Problem was, I didn't have any experience with fiberglass...
So, I searched around the 'net to see if anyone else had tried this and published their techniques. I came across two pages where the author mentioned the use of tinfoil to isolate the resin and fiberglass from the well while creating the enclosure, so I tried that. Chaps, this is NOT such a good idea, as the resulting structure is certainly not very pretty - the creases in the tinfoil transferred themselves to the resin, and some sections of tinfoil got permanently embedded, resulting in a very ugly-looking enclosure.
I posed a question concerning the use of fiberglass to the DIY Loudspeakers and Related Topics List (something I should have done PRIOR to building the enclosure!), and the chaps on the list came back with the following alternatives to tinfoil:
Mold release agents
(Dry lubricant release agent #ms-122/22)
(Frekote 1711 mold release)
PVA (PolyVinyl Acetate) release agent
Carnuaba Wax + PVA release agent
Mylar (oiled with WD-40, or PAM)
Saran Wrap (oiled with WD-40, or PAM)
If I was doing this again, I'd go with the PVA release agent - it comes in spray form, and would be much easier to apply than tinfoil, Saran Wrap or other films, and would probably give better results. As the fit would be close, protrusions in the well should be smoothed out first with modelling clay before the PVA and resin are applied, otherwise you might not be able to remove the enclosure when it's finished!
I used fiberglass mat instead of the weave stuff - because it came in larger sizes! 24 sq. ft. was about enough (I haven't reinforced the enclosure yet). Turns out that the mat was a good choice - the woven stuff is less malleable and doesn't build up a good thickness as quickly as the fiberglass mat.
Normally, you'd apply the fiberglass layers one after another in one sitting. However, I chose instead to let the first layer dry, then I removed the enclosure from the trunk to my work room (a.k.a. my porch) for further work, as doing this kind of work in the trunk of a small car was not easy on my back or knees! I built up one more layer of fiberglass within the enclosure, but stopped there, as I was running out of fiberglass mat! The resulting enclosure seems sturdy enough, and the steel walls of the well should add extra reinforcement.
Sanding the enclosure is a bit of a nightmare - finishing sanders don't work properly on the concave enclosure, and hand-sanding is too slow. A rotary sander worked in some places, but in many others it came down to a couple of sheets of waterproof sandpapaer and good old elbow grease.
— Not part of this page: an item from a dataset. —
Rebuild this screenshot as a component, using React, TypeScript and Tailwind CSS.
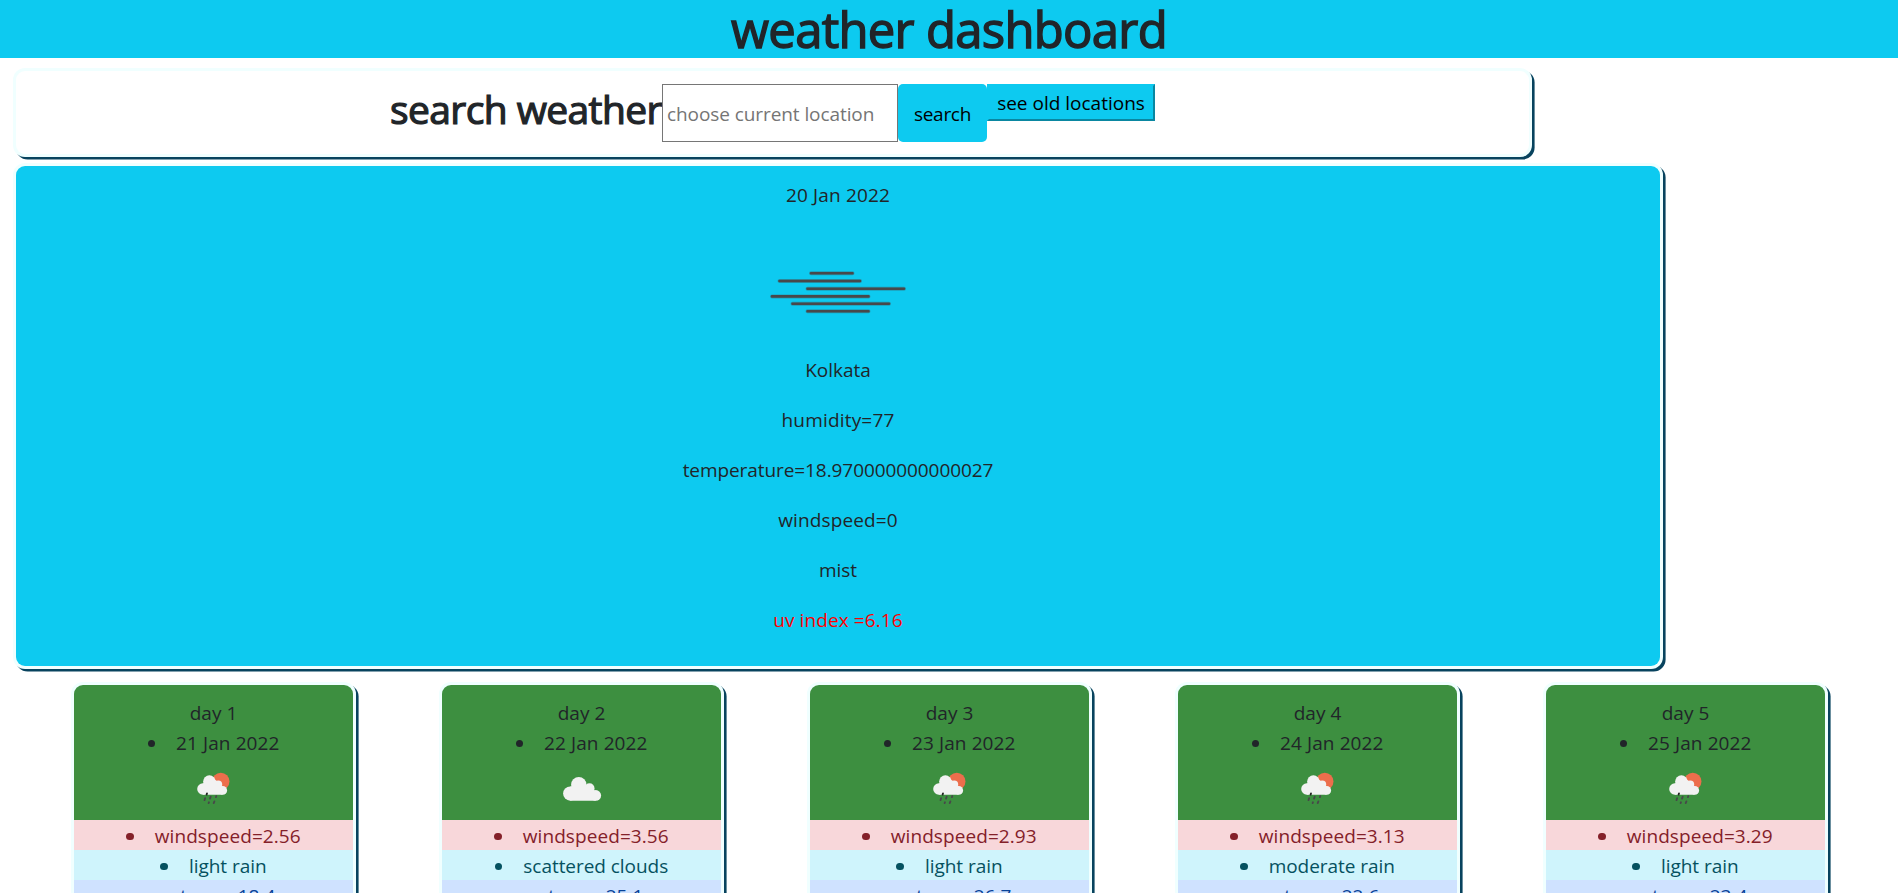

Fiberglass and resin are pretty easy to work with, but you've got to take some precautions.
- Work in a well-ventilated area, unless you're one of those glue-sniffing types. The solvent used in the resin is pretty powerful stuff.
- Wear gloves - resin gets everywhere, no matter how you try to avoid this. I used two layers of disposable plastic gloves for each application of resin.
- Wet down any areas that you're going to sand, to prevent dust from going all over the place.
- Don't do this in your living room - fibers from the fiberglass mat get everywhere, and are VERY uncomfortable.
**** UPDATES ****
UPDATE: 13th May 1996
Well, the enclosure's finished... mostly. The performance is um, average, and not as good as I think it can be. The drawbacks to getting great response from the enclosure seem to be:
- Enclosure Vibration
- Car Panel Vibration
1. Enclosure Vibration
The fiberglass portion of the enclosure is light and pretty thin (compared to 3/4 ply). It is therefore subject to a LOT of vibration, if not adequately braced. And brace it I did, using fiberglass "vanes" at various places within the enclosure. Unfortunately it STILL vibrates, so more bracing is called for.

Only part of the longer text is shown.